Keeping it simple when starting to make chocolate ice cream

Consistency in producing the same product repeatedly with a good flavour is key to achieving a delicious chocolate ice cream or gelato.  We recommend starting with a ready in the bag product to assist with making chocolate ice cream initially.  The MEC3 ‘Extra’ line is a great choice with options from milky to ruby to dark chocolate and some in between. To see the full range search for Chocolate Extra on our main website www.antonelli.co.uk.  Alternatively you could use a chocolate paste which you can also find on our main website.

Once you have selected the type of chocolate flavour you would like, ensure you make it in small batches.  Small batch processes help to preserve the integrity of the chocolate and allow you to achieve a consistent product.
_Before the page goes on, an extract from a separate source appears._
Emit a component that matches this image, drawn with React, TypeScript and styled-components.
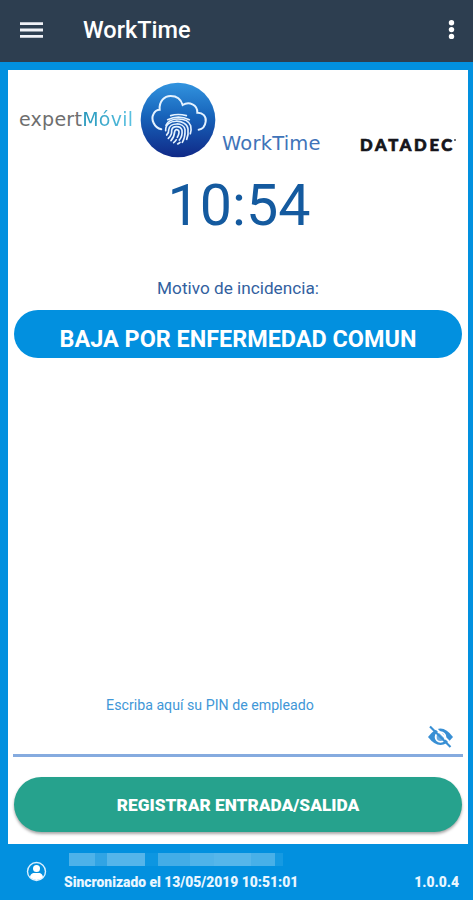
import React from "react";
import styled, { createGlobalStyle } from "styled-components";

const Global = createGlobalStyle`
  * { box-sizing: border-box; }
  body { margin: 0; font-family: Roboto, "Liberation Sans", sans-serif; }
`;

const Screen = styled.div`
  width: 473px;
  height: 900px;
  display: flex;
  flex-direction: column;
  background: #0290df;
  overflow: hidden;
`;

const Toolbar = styled.header`
  height: 62px;
  flex: none;
  display: flex;
  align-items: center;
  padding: 0 16px 2px 20px;
  background: #2d3e50;
`;

const Title = styled.h1`
  margin: 0 auto 0 40px;
  font-size: 23.5px;
  line-height: 30px;
  font-weight: 500;
  color: #fff;
`;

const Card = styled.main`
  margin: 8px 5px 0 8px;
  height: 774px;
  flex: none;
  display: flex;
  flex-direction: column;
  align-items: stretch;
  padding: 0 6px;
  background: #fff;
`;

const Brands = styled.div`
  display: flex;
  height: 100px;
  padding: 12px 0 0 5px;
  align-items: flex-start;
`;

const BrandText = styled.span<{ $top: number; $left?: number; $size: number; $spacing?: number }>`
  font-family: "DejaVu Sans", sans-serif;
  font-size: ${(p) => p.$size}px;
  line-height: 24px;
  letter-spacing: ${(p) => p.$spacing ?? 0}px;
  margin: ${(p) => p.$top}px 0 0 ${(p) => p.$left ?? 0}px;
  color: #3f74b9;
  white-space: nowrap;
`;

const Expert = styled(BrandText)`
  width: 121px;
  color: #6e6e6e;
  b {
    font-weight: 400;
    background: linear-gradient(90deg, #2597bb, #5cc2e2);
    background-clip: text;
    color: transparent;
  }
`;

const Datadec = styled.span`
  display: flex;
  margin: 51px 6px 0 auto;
  font: 900 16.6px/24px Lato, sans-serif;
  letter-spacing: 2.7px;
  color: #15151b;
  -webkit-text-stroke: 0.7px #15151b;
`;

const Mark = styled.i`
  width: 2px;
  height: 2px;
  margin: 6px 0 0 -1px;
  border-radius: 50%;
  background: #44444a;
`;

const Clock = styled.div`
  height: 70px;
  padding: 1px 0 0 2px;
  font-size: 57.4px;
  line-height: 70px;
  text-align: center;
  color: #145a9f;
`;

const Caption = styled.div`
  margin-top: 36px;
  height: 25px;
  font-size: 17.2px;
  line-height: 24px;
  text-align: center;
  color: #32619f;
`;

const Reason = styled.button`
  margin-top: 9px;
  height: 48px;
  border: 0;
  border-radius: 24px;
  padding: 9px 0 0;
  background: #0290df;
  color: #fff;
  font: 700 23.4px/30px Roboto, sans-serif;
  white-space: nowrap;
`;

const PinArea = styled.div`
  margin: auto -1px 0;
  height: 62px;
  display: flex;
  flex-direction: column;
  border-bottom: 3px solid #85abdf;
`;

const PinLabel = styled.label`
  padding-right: 56px;
  font-size: 14.2px;
  line-height: 20px;
  text-align: center;
  color: #4197d7;
`;

const EyeSlot = styled.div`
  display: flex;
  justify-content: flex-end;
  padding: 10px 9px 0 0;
`;

const Register = styled.button`
  margin: 20px 0 12px;
  height: 55px;
  flex: none;
  border: 0;
  border-radius: 28px;
  padding: 1px 0 0;
  background: #26a28d;
  box-shadow: 0 2px 3px rgba(0, 0, 0, 0.35);
  color: #fff;
  font: 900 17.3px/24px Roboto, sans-serif;
`;

const Footer = styled.footer`
  flex: 1;
  display: flex;
  padding: 9px 14px 0 26px;
  color: #e9f6ff;
  font-size: 13.87px;
  font-weight: 900;
  line-height: 18px;
`;

const Avatar = styled.svg`
  margin: 8px 17px 0 0;
  flex: none;
`;

const Sync = styled.div`
  flex: 1;
`;

const Redacted = styled.div`
  display: grid;
  grid-template-columns: 26px 12px 38px 13px 32px 24px 37px 24px 8px;
  height: 20px;
  margin-left: 5px;
`;

const Block = styled.i<{ $tone: string }>`
  height: 13px;
  background: ${(p) => p.$tone};
`;

const Version = styled.div`
  margin-top: 20px;
`;

const tones = ["#4db2e9", "#31a4e4", "#55b5ea", "#0d96e1", "#43ade7", "#50b3e9", "#56b6ea", "#48b0e8", "#169ae2"];

function CloudBadge() {
  return (
    <svg width="76" height="76" viewBox="16 12 228 228" fill="none">
      <defs>
        <linearGradient id="badge" x1="0" y1="0" x2="0" y2="1">
          <stop offset="0" stopColor="#3294df" />
          <stop offset=".45" stopColor="#1763ba" />
          <stop offset="1" stopColor="#102987" />
        </linearGradient>
      </defs>
      <circle cx="130" cy="126" r="112" fill="url(#badge)" />
      <g stroke="#e4f2ff" strokeWidth="6" strokeLinecap="round">
        <path d="M80 154C59 149 47 124 57 107C61 99 68 95 75 95C73 70 89 54 108 54C126 54 139 64 144 81C163 69 189 80 188 104C204 103 216 116 213 131C211 145 203 154 192 155" />
        <g strokeWidth="5">
          <path d="M108 113Q130 106 155 113" />
          <path d="M99 125Q131 110 164 125" />
          <path d="M94 142C104 117 158 116 168 143Q171 156 167 167" />
          <path d="M93 158C90 120 157 122 160 153Q162 170 156 184" />
          <path d="M96 171Q103 165 102 156C104 132 148 132 151 155Q152 178 143 193" />
          <path d="M101 181Q112 171 111 157C113 142 138 142 142 157Q144 174 134 186" />
          <path d="M109 188Q119 177 120 161C122 151 134 155 133 164Q132 172 128 178" />
          <path d="M117 194Q122 190 125 185M129 198Q133 196 136 193" />
        </g>
      </g>
    </svg>
  );
}

export default function App() {
  return (
    <Screen>
      <Global />
      <Toolbar>
        <svg width="23" height="18" viewBox="0 0 23 18" stroke="#f0f1f6" strokeWidth="2.8">
          <path d="M0 2.600H23M0 9H23M0 15.400H23" />
        </svg>
        <Title>WorkTime</Title>
        <svg width="12" height="24" viewBox="0 0 12 24" fill="#fff">
          <circle cx="6.500" cy="4.800" r="2.700" />
          <circle cx="6.500" cy="11.600" r="2.700" />
          <circle cx="6.500" cy="18.400" r="2.700" />
        </svg>
      </Toolbar>
      <Card>
        <Brands>
          <Expert $top={25} $size={19} $spacing={0.25}>expert<b>Móvil</b></Expert>
          <CloudBadge />
          <BrandText $top={50} $left={6} $size={19.5} $spacing={0.2}>WorkTime</BrandText>
          <Datadec>DATADEC<Mark /></Datadec>
        </Brands>
        <Clock>10:54</Clock>
        <Caption>Motivo de incidencia:</Caption>
        <Reason>BAJA POR ENFERMEDAD COMUN</Reason>
        <PinArea>
          <PinLabel>Escriba aquí su PIN de empleado</PinLabel>
          <EyeSlot>
            <svg width="27" height="24" viewBox="0 0 27 24" fill="none">
              <path d="M1 12Q13.500-5 26 12Q13.500 28 1 12Z" fill="#388fd4" />
              <circle cx="13.500" cy="12" r="5.800" fill="#fff" />
              <circle cx="13.500" cy="12" r="3.900" fill="#67a9df" />
              <path d="M5-.5L25.500 20" stroke="#fff" strokeWidth="2" />
              <path d="M3 1.500L23.500 22" stroke="#388fd4" strokeWidth="2.200" />
            </svg>
          </EyeSlot>
        </PinArea>
        <Register>REGISTRAR ENTRADA/SALIDA</Register>
      </Card>
      <Footer>
        <Avatar width="21" height="21" viewBox="0 0 21 21">
          <circle cx="10.500" cy="10.500" r="9" fill="none" stroke="#d9efff" strokeWidth="1.400" />
          <circle cx="10.500" cy="7.400" r="3.500" fill="#fff" />
          <path d="M4 16.300C4.500 11.500 8 12 10.500 12S16.500 11.500 17 16.300Q10.500 21.500 4 16.300Z" fill="#fff" />
        </Avatar>
        <Sync>
          <Redacted>
            {tones.map((tone, i) => (
              <Block key={i} $tone={tone} />
            ))}
          </Redacted>
          Sincronizado el 13/05/2019 10:51:01
        </Sync>
        <Version>1.0.0.4</Version>
      </Footer>
    </Screen>
  );
}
Progression in making chocolate ice cream

Once you are confident with making a consistently good chocolate ice cream from a paste or ready in the bag product, then you might consider experimenting with using chocolate callets and powders.  It is a delicate balance of flavours and is generally harder to manage stock levels of ingredients. 

What chocolate ingredients might you select?

The ingredients you select really depends on how dark or bitter you would like your chocolate ice cream or gelato to be.  The percentage of cocoa indicates the bitterness of the chocolate.  We would recommend starting by using a cocoa powder or callet with around 54% cocoa, which will result in a milk chocolate base, which is probably the most popular.  If you increase the percentage of cocoa the chocolate ice cream will become darker, using the same ingredients but with a different balance.  You can actually use a blend of callets and powder.  To create a delicious chocolate ice cream or gelato using these ingredients you will need to use a pasteuriser as the callets and powders need heat to dissolve. 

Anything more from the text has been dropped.